據說ERNIE 在中文 NLP 任務中比Bert更爲優秀,看論文感覺是在bert基礎上做了一些訓練的技巧.
https://github.com/nghuyong/ERNIE-Pytorch 轉化模型代碼項目
測試代碼附上可直接執行的:
#!/usr/bin/env python
# encoding: utf-8
import torch
from pytorch_transformers import BertTokenizer, BertModel,BertForMaskedLM
tokenizer = BertTokenizer.from_pretrained('./ERNIE-converted')
input_tx = "[CLS] [MASK] [MASK] [MASK] 是中國神魔小說的經典之作,與《三國演義》《水滸傳》《紅樓夢》並稱爲中國古典四大名著。
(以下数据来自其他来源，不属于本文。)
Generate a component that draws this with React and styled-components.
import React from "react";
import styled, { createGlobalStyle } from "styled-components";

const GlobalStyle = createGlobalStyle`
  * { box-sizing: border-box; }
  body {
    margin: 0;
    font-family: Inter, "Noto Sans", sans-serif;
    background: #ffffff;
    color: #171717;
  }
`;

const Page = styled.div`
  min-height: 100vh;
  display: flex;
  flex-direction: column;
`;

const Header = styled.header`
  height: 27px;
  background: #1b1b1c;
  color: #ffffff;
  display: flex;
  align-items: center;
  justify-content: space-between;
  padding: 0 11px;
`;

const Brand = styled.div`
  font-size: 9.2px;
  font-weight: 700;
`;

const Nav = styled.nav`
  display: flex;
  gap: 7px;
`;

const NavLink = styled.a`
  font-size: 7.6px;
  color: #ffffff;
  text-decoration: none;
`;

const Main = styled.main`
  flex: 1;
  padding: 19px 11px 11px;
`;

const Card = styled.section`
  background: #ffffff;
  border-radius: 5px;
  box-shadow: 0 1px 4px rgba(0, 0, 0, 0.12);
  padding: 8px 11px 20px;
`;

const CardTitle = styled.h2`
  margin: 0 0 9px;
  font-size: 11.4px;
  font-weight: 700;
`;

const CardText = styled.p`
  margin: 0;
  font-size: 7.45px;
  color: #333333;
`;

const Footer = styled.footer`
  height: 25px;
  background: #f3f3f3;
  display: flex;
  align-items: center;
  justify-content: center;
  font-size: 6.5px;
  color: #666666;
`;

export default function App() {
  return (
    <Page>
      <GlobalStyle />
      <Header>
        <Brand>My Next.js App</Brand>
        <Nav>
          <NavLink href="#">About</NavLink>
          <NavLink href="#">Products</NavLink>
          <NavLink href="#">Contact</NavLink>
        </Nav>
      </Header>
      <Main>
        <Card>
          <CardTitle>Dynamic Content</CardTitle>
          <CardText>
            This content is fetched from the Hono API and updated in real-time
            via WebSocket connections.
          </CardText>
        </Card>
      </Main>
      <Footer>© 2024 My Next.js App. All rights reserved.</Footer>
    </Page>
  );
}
[SEP]"
tokenized_text = tokenizer.tokenize(input_tx)
indexed_tokens = tokenizer.convert_tokens_to_ids(tokenized_text)
tokens_tensor = torch.tensor([indexed_tokens])
segments_tensors = torch.tensor([[0]*47])
model = BertForMaskedLM.from_pretrained('./ERNIE-converted')
outputs = model(tokens_tensor, token_type_ids=segments_tensors)
predictions = outputs[0]
predicted_index = [torch.argmax(predictions[0, i]).item() for i in range(0,46)]
predicted_token = [tokenizer.convert_ids_to_tokens([predicted_index[x]])[0] for x in range(1,46)]
print('Predicted token is:',predicted_token)